While Short Bus may not be a typical beach read, that’s exactly where I took this strong fiction collection by Dark Sky Magazine fiction editor Brian Allen Carr. I read this book on the shore of Lake Michigan, in the sand, in the sun, despite its lack of sunny-ness. It was that good.

While Short Bus may not be a typical beach read, that’s exactly where I took this strong fiction collection by Dark Sky Magazine fiction editor Brian Allen Carr. I read this book on the shore of Lake Michigan, in the sand, in the sun, despite its lack of sunny-ness. It was that good.

Many of the stories feature characters with physical deformities or handicaps. The presence and attention to the body is stunning. Take, for instance, this paragraph from “Hot Mess”:

My cheek is against the cool tile. It’s bruised but that’ll heal. My knees are scraped, but the scabs’ll fall. My neck is warm from my brother’s breath that draws from the melted nostrils sunk back toward his skull. It’s a skull pocked with red mottled scars. Like bloody eggs left to dry in the pan.
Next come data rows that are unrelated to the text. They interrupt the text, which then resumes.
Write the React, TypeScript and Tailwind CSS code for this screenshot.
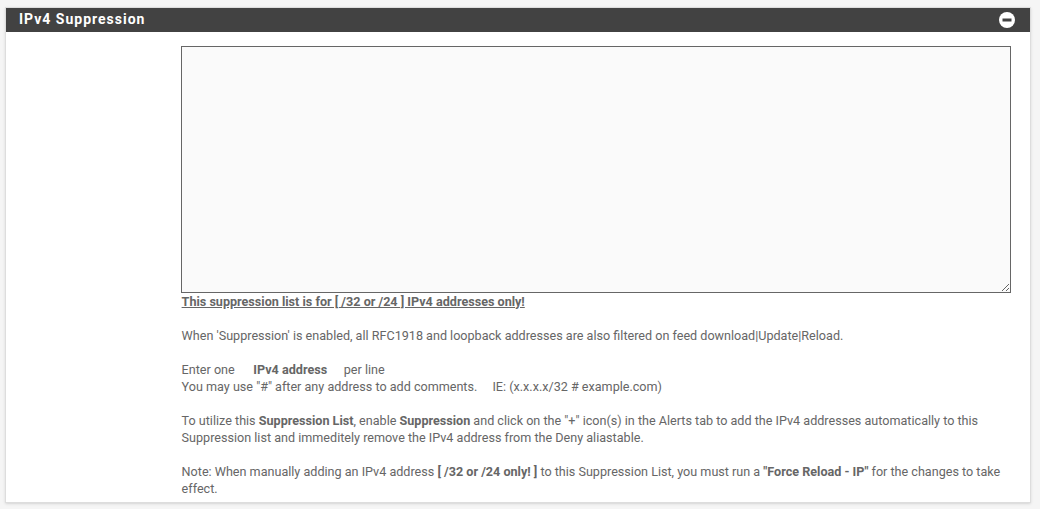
const App = () => {
  return (
    <div className="h-[509px] w-[1040px] overflow-hidden bg-[#f5f5f5] pt-[7px] pl-[5px] pr-[9px] font-['Roboto',sans-serif] text-[12.6px] leading-[17px] text-[#666666]">
      <div className="h-[496px] overflow-hidden border border-[#dddddd] bg-white shadow-sm">
        <div className="flex h-[24px] items-center justify-between bg-[#424242] pl-[13px] pr-[15px]">
          <h2 className="pb-px text-[14px] font-bold tracking-[1px] text-white">IPv4 Suppression</h2>
          <svg className="h-4 w-4" viewBox="0 0 16 16">
            <circle cx="8" cy="8" r="8" fill="#fff" />
            <rect x="3.5" y="6.5" width="9" height="3" fill="#424242" />
          </svg>
        </div>
        <div className="pl-[175px] pr-[19px] pt-[14px]">
          <textarea className="block h-[247px] w-full border border-[#666666] bg-[#fafafa]" />
          <div className="pl-[0.6px]">
            <p className="font-bold underline">This suppression list is for [ /32 or /24 ] IPv4 addresses only!</p>
            <p className="mt-[17px]">When 'Suppression' is enabled, all RFC1918 and loopback addresses are also filtered on feed download|Update|Reload.</p>
            <p className="mt-[17px]">
              Enter one <b className="ml-[15.5px] mr-[13.5px]">IPv4 address</b> per line
            </p>
            <p>You may use "#" after any address to add comments. <span className="ml-[12px]">IE: (x.x.x.x/32 # example.com)</span></p>
            <p className="mt-[17px]">
              To utilize this <b>Suppression List</b>, enable <b>Suppression</b> and click on the "+" icon(s) in the Alerts tab to add the IPv4 addresses automatically to this Suppression list and immeditely remove the IPv4 address from the Deny aliastable.
            </p>
            <p className="mt-[17px]">
              Note: When manually adding an IPv4 address <b>[ /32 or /24 only! ]</b> to this Suppression List, you must run a <b>"Force Reload - IP"</b> for the changes to take effect.
            </p>
          </div>
        </div>
      </div>
    </div>
  );
};

export default App;
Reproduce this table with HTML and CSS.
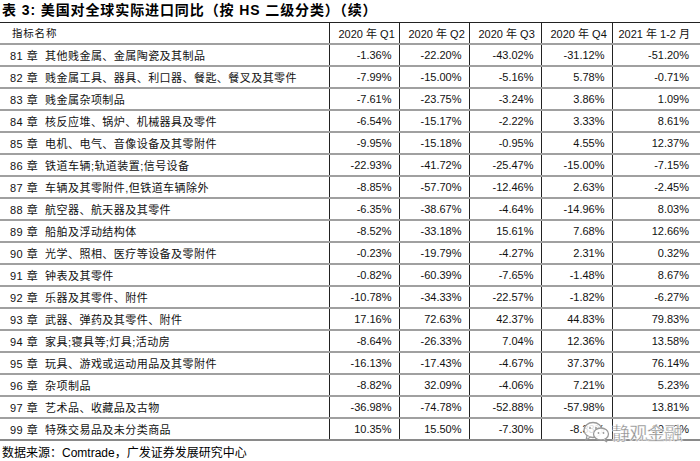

Carr’s tight prose suits these subjects. He skillfully describes his characters’ physicality without dwelling, without indulging to the point of nausea. The narratives move with the deformities and handicaps but are not strictly defined by them. In “Hot Mess,” the brother, whose face is disfigured by the father, has a girlfriend for each day of the month, which causes tension for his younger brother, the narrator, whose sexuality is questioned at school. The story is not about the older brother’s deformity, not entirely; the plot moves alongside it.

If you read only one short story from this collection, read “Water-Filled Jugs.” It’s a fine story, unraveled in sections, about a young couple struggling near the Mexico-Texas border and the small things they do in order to survive:

A dear friend sent us the skeleton of a man. It came in a cedar box with a schematic for assembling. It stands now in the center of our home, and my wife draws upon it with crayons. She draws flowers and butterflies and smiling faces across its skull and ribs. She says the pictures will soothe the baby. The baby cries while my wife does the drawing. My wife pauses to sniff the cedar-scented skeleton. She takes its hands into her hands.

The simplicity of the actions in this story break down the complication of the relationship, sift the layers into concise parts: the skeleton, the ice cream cart, the dry wall, fetching water. Absolutely beautiful.

Carr’s writing fits his subjects—reserved, blossoming in the economy of words. Short Bus is a brilliantly crafted collection, one worth taking to the beach.